Elliot and Church (1997) made a distinction between two different types of performance goals: Performance-approach goals, in which students emphasize on besting others, attaining competence relative to others and demonstrating superior ability and performance avoidance goals, whereby students are negatively motivated to avoid negative judgments of their competence.
Because students goal orientations link to various motivational, affective, cognitive and behavioral outcomes (Pintrich and Schunk, 2002), investigating variables related to goal orientations is important. Therefore, some researchers are interested in identifying which personal or contextual factors influence on students goal orientations. Two of these identifiable factors are gender and academic climate which regarded as personal and contextual factors, respectively.

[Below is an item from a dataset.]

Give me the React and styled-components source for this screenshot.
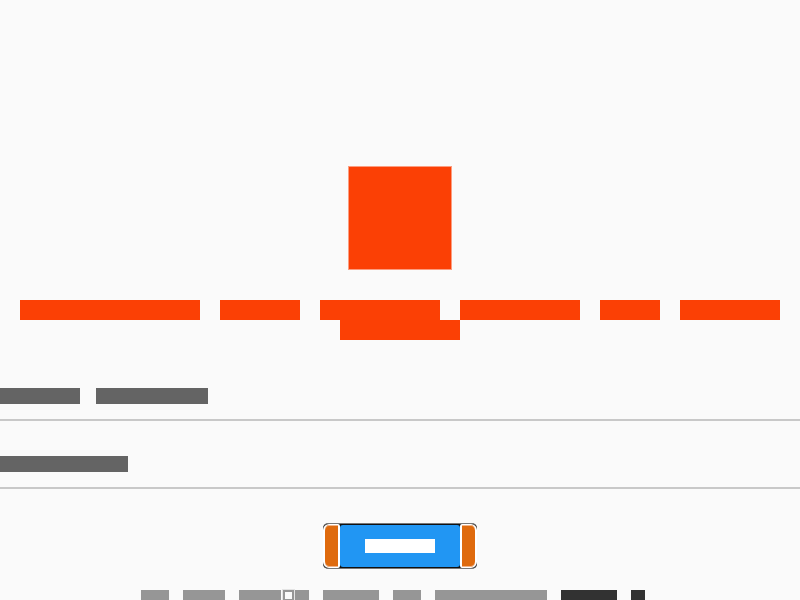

Gender is one of personal factors that have been related to differences found in motivational functioning. Some studies have shown significant gender differences in motivation (Martin, 2003; Smith et al., 2002; Smith, 2004). Some of them have found that females have a greater intrinsic motivational orientation (Meece and Holt, 1993; Nolen, 1988) and males show a greater extrinsic motivation (Rusillo and Arias, 2004; Anderman and Anderman, 1999; Midgley and Urdan, 1996).
Findings regarding gender differences in achievement goal orientations have been somewhat inconsistent. Moreno et al. (2008) found males displayed a stronger ego-orientation and were more likely to report that they participated in an ego-oriented climate, than did females. Pajares and Cheng (2003) found gender differences in task goals favored girls at every level of schooling, whereas differences in performance-approach and performance-avoid goals favored boys. Similar results have been reported by Pajares and Valiante (2001), Church et al. (2001), Wentzel (1998) and Thorkildsen and Nicholls (1998).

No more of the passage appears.